__Goal__
Which lines below hold the word "this"? Report each one.

__The records__

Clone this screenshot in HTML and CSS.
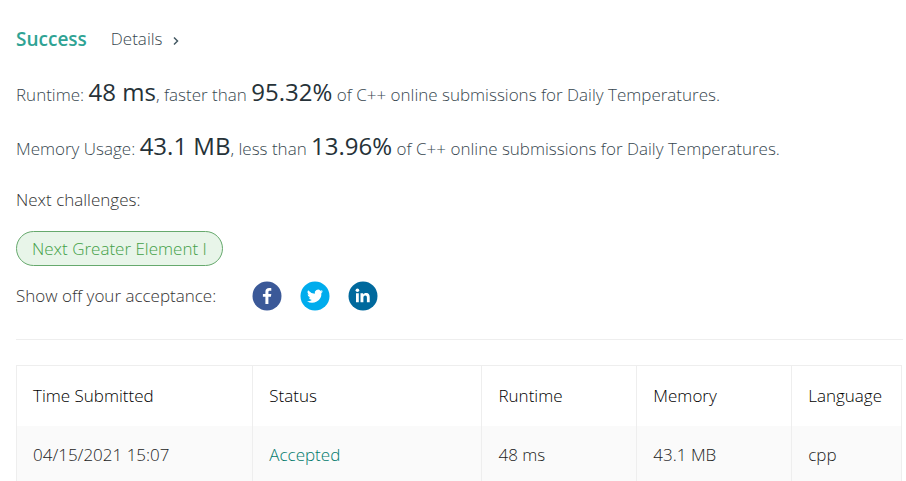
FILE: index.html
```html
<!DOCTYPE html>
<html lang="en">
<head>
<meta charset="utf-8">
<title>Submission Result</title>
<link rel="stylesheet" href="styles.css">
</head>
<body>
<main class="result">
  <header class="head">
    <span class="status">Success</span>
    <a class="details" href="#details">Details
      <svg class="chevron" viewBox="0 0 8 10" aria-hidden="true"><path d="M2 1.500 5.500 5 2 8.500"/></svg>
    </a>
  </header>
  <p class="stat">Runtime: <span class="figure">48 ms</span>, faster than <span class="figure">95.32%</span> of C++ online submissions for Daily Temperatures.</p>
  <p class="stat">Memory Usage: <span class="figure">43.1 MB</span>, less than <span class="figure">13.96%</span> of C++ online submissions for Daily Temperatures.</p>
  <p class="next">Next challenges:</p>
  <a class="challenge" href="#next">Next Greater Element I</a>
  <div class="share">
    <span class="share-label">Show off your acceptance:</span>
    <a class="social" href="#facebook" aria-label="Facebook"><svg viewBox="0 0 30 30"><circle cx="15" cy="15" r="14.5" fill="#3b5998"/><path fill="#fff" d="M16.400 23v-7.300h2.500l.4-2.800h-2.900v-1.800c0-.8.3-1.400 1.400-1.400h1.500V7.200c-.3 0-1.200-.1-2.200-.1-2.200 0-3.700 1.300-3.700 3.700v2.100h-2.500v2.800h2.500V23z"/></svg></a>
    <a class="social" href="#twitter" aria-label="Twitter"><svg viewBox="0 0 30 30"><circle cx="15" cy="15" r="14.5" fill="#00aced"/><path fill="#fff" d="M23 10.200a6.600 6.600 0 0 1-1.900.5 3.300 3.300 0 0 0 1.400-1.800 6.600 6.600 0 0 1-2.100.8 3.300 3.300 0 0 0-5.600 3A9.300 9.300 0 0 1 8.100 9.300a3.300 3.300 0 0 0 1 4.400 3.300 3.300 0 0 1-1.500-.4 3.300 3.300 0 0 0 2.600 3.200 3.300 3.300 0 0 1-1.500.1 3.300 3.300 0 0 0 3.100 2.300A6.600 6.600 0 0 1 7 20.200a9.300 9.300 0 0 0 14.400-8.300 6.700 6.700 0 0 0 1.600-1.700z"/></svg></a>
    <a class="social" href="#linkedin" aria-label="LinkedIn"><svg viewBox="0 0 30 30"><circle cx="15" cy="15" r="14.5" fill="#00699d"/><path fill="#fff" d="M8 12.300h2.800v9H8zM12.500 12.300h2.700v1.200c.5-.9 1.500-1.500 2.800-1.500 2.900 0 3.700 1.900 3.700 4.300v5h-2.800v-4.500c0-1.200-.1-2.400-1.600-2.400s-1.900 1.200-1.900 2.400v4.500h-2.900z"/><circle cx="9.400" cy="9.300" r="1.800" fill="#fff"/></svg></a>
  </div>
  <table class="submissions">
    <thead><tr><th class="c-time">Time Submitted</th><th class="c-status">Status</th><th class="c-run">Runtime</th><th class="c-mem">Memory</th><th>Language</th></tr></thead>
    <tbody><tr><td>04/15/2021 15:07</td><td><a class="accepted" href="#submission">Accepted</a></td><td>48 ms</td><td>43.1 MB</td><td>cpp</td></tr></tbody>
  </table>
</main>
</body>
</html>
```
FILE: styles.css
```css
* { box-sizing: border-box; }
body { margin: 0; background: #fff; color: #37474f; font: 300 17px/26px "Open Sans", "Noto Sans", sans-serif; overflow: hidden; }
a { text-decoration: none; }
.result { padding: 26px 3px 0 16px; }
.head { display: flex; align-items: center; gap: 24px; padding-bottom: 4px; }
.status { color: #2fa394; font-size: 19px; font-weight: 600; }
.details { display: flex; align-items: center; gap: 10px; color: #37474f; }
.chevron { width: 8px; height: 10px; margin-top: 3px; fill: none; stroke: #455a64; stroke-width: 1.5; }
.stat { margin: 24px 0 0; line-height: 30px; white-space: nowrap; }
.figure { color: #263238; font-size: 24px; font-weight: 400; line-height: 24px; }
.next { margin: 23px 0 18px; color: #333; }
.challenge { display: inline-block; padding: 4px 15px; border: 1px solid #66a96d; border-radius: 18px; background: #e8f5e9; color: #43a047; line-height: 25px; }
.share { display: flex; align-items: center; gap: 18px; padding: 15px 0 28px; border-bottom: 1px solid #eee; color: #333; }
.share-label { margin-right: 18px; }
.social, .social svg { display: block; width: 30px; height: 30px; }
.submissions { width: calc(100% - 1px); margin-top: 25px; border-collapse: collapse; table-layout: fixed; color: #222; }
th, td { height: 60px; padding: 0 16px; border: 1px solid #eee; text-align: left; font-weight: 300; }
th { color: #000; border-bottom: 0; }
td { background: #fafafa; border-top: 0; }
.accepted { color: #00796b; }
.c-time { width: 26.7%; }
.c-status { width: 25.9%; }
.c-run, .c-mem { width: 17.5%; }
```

--

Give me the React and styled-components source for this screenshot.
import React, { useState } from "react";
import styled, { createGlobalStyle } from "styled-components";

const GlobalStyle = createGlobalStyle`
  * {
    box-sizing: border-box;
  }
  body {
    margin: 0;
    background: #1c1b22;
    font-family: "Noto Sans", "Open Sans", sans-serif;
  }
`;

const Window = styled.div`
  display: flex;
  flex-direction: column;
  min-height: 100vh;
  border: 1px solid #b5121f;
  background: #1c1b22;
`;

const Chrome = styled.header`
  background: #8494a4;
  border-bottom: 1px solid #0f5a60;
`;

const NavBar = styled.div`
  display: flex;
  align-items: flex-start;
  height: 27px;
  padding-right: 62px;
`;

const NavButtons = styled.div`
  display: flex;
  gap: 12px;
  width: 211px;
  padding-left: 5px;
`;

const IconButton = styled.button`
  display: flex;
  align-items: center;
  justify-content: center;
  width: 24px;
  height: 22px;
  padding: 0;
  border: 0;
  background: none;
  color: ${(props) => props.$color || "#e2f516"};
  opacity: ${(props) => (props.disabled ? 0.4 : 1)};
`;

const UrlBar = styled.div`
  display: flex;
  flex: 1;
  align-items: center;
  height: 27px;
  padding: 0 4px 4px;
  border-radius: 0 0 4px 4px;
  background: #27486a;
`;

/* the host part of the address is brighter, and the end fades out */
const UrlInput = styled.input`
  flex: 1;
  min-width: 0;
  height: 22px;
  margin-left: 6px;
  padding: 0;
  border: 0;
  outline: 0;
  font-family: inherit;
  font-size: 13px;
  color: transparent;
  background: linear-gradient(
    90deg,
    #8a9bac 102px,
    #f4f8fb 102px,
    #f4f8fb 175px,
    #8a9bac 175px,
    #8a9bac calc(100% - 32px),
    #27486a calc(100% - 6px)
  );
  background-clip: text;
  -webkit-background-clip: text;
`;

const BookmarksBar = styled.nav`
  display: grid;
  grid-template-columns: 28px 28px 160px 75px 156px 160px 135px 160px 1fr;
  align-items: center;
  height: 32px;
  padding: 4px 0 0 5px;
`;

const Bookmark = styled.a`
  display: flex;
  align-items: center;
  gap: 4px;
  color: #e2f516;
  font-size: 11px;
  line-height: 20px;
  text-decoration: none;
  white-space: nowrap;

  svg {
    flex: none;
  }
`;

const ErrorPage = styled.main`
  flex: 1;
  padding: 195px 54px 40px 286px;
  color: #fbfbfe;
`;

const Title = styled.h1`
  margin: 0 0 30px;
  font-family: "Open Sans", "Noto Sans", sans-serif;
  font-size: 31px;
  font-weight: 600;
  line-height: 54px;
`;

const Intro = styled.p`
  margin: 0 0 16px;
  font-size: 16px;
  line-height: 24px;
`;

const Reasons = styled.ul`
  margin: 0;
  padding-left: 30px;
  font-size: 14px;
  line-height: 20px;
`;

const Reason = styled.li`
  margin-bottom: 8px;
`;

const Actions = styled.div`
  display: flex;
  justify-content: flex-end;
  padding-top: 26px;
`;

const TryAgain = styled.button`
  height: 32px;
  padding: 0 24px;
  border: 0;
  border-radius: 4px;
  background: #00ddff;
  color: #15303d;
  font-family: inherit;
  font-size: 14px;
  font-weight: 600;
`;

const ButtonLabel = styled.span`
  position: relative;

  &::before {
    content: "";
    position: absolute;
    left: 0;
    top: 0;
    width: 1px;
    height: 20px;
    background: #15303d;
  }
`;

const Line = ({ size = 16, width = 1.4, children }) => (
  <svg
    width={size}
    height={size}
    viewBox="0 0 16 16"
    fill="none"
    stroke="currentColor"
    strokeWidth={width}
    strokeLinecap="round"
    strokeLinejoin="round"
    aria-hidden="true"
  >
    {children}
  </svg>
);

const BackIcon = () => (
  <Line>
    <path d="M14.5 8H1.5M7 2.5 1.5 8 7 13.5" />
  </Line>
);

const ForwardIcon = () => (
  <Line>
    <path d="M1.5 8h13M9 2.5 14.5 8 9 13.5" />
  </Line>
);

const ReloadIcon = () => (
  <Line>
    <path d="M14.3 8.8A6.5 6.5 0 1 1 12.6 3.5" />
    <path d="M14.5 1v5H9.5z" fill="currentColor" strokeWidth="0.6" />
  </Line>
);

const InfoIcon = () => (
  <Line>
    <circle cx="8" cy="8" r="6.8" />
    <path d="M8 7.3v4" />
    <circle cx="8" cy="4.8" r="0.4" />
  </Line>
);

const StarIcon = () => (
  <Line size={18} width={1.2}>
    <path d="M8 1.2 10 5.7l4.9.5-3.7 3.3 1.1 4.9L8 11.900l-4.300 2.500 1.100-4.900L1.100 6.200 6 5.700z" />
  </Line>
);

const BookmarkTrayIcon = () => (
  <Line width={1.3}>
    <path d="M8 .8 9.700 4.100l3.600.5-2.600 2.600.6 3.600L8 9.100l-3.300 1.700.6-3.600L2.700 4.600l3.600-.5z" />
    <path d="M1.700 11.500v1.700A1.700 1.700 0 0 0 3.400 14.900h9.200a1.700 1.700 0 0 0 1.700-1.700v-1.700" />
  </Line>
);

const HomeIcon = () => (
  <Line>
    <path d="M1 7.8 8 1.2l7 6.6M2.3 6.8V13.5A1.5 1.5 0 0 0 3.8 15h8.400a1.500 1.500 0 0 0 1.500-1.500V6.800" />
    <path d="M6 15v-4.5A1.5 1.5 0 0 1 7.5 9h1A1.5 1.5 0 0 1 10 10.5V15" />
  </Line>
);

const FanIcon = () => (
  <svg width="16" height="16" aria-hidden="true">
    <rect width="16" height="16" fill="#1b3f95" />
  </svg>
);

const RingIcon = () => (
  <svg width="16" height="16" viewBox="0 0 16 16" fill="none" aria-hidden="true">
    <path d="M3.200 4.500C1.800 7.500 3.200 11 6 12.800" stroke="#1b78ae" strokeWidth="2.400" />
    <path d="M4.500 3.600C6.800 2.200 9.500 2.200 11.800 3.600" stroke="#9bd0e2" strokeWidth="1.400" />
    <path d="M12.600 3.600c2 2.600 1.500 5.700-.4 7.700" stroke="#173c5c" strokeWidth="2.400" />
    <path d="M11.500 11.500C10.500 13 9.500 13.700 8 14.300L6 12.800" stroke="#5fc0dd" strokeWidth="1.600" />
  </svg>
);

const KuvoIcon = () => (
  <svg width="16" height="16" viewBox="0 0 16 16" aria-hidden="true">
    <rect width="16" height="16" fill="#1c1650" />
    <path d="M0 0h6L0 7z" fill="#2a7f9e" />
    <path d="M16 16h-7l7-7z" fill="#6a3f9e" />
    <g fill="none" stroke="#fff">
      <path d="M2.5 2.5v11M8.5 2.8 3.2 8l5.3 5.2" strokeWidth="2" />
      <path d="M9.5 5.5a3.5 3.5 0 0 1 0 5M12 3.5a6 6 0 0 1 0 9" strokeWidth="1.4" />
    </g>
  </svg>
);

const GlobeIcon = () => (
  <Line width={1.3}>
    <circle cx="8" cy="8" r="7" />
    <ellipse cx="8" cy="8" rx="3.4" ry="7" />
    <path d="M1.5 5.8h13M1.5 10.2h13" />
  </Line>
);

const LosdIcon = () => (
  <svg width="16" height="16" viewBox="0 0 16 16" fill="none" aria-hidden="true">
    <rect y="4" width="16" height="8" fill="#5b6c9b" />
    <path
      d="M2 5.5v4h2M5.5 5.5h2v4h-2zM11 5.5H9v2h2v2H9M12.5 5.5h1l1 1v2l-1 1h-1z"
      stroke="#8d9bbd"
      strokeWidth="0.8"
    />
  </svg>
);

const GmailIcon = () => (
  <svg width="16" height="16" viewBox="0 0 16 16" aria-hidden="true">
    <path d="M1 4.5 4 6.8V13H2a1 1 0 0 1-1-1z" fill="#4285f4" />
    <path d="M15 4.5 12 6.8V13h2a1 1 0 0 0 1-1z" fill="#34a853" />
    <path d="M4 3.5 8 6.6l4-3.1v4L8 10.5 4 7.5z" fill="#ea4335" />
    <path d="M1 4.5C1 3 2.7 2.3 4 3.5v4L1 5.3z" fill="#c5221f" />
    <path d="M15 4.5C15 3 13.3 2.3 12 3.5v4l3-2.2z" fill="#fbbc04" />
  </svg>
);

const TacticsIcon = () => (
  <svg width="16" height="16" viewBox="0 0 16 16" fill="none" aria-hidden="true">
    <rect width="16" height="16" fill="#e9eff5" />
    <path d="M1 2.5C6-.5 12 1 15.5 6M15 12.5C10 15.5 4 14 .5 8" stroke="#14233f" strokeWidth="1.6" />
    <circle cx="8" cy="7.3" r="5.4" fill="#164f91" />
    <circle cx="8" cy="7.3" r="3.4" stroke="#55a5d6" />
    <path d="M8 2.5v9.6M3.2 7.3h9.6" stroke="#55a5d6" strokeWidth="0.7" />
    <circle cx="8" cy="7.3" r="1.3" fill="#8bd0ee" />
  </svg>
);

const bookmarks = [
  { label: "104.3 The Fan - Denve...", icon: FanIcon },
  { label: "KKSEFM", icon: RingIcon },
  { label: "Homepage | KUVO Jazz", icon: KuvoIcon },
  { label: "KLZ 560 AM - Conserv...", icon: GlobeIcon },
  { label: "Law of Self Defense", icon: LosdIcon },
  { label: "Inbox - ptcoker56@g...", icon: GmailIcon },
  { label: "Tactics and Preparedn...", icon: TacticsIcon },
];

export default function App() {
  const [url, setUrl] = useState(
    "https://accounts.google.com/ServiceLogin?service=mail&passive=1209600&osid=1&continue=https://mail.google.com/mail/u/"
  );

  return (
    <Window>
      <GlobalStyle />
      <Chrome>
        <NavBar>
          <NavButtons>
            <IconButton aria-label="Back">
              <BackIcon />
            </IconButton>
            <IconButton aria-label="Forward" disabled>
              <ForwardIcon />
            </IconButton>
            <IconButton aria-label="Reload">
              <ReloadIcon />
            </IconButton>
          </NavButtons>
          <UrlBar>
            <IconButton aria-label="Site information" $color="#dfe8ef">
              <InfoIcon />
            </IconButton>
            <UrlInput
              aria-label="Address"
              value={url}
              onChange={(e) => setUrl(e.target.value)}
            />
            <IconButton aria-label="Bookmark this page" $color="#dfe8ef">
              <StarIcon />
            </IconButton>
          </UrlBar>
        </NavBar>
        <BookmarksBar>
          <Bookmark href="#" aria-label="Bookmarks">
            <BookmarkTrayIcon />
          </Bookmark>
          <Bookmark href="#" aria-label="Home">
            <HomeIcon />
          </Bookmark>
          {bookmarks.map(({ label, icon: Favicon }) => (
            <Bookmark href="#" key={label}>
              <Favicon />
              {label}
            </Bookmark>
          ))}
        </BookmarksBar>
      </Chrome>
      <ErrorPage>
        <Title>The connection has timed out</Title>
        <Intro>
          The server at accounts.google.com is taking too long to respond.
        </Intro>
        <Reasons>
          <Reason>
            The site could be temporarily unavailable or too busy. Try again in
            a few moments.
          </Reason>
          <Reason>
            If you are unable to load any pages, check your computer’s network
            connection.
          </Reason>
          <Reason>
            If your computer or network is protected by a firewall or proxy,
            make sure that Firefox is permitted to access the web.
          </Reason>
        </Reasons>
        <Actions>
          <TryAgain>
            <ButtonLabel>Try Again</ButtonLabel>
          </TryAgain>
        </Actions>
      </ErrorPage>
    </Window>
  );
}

--

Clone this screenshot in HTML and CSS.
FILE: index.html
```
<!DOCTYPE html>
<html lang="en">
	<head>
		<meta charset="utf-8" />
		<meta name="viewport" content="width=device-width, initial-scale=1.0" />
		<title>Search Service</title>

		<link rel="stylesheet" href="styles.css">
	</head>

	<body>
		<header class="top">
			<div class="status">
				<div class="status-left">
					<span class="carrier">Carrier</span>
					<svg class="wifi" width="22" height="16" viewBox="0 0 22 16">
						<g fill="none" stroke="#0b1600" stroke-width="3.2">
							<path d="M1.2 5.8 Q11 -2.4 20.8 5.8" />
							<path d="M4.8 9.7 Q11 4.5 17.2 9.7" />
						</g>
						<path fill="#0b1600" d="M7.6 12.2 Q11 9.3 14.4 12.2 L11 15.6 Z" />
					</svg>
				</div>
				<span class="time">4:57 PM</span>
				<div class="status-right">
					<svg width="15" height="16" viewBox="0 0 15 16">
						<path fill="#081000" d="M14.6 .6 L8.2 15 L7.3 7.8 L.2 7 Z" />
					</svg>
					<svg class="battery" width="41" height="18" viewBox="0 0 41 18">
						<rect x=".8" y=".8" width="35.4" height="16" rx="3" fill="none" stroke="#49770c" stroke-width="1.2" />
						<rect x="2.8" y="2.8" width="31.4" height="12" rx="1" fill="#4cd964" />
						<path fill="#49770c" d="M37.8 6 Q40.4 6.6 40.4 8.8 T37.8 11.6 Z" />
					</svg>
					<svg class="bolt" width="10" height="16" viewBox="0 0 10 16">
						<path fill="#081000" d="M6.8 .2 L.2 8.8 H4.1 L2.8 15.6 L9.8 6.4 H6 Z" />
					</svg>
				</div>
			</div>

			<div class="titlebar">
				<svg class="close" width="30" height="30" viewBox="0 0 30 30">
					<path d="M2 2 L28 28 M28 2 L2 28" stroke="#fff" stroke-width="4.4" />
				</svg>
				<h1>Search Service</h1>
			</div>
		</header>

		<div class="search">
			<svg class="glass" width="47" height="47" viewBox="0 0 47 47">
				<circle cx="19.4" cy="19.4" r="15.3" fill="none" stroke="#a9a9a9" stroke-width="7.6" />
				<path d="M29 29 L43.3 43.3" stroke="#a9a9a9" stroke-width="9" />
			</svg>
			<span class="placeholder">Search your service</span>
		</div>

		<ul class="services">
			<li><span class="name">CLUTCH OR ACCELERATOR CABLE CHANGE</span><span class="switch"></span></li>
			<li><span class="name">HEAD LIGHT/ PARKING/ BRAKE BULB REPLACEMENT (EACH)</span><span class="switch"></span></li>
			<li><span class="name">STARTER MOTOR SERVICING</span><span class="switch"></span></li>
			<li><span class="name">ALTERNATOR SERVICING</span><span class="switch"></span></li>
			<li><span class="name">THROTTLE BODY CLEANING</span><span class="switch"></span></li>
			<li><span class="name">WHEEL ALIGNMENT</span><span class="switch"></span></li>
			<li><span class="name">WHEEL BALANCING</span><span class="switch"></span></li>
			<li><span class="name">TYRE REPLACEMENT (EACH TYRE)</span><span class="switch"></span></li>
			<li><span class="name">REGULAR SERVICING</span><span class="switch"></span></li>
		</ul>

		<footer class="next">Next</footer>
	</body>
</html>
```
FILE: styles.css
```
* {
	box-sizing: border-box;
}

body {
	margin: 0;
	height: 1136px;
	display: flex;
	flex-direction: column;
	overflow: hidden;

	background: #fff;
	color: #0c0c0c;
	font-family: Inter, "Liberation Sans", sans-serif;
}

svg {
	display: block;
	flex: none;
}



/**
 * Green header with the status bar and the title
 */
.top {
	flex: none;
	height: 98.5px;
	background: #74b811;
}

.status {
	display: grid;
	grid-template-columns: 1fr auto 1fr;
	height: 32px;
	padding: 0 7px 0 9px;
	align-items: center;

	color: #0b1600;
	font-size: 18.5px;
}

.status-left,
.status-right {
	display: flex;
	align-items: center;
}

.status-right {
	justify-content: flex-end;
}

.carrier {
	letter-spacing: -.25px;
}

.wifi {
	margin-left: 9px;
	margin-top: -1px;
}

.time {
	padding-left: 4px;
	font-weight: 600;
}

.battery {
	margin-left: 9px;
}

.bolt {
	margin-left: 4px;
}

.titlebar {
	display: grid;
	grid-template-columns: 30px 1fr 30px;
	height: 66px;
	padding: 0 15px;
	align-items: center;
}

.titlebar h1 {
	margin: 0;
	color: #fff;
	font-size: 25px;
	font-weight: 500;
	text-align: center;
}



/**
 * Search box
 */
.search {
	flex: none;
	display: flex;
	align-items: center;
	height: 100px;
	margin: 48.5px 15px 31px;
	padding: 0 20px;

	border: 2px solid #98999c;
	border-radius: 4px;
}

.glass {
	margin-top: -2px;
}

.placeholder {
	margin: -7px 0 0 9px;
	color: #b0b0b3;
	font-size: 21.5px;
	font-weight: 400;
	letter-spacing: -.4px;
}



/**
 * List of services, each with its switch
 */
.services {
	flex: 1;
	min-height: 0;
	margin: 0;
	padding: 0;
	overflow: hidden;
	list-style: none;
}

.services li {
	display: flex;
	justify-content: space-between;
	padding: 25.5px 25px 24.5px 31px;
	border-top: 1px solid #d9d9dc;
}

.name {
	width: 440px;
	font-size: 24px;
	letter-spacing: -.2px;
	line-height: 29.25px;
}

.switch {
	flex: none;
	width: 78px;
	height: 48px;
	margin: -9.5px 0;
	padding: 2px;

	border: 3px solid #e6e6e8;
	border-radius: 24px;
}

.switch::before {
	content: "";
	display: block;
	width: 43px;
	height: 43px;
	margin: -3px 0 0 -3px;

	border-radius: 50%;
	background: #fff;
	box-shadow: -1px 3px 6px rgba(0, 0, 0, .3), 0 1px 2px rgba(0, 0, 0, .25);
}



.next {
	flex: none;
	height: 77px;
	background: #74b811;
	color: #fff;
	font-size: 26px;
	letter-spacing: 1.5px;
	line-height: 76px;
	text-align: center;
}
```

__Exercise output__
Clone this screenshot in HTML and CSS.
Give me the React and styled-components source for this screenshot.
            <IconButton aria-label="Bookmark this page" $color="#dfe8ef">
Clone this screenshot in HTML and CSS.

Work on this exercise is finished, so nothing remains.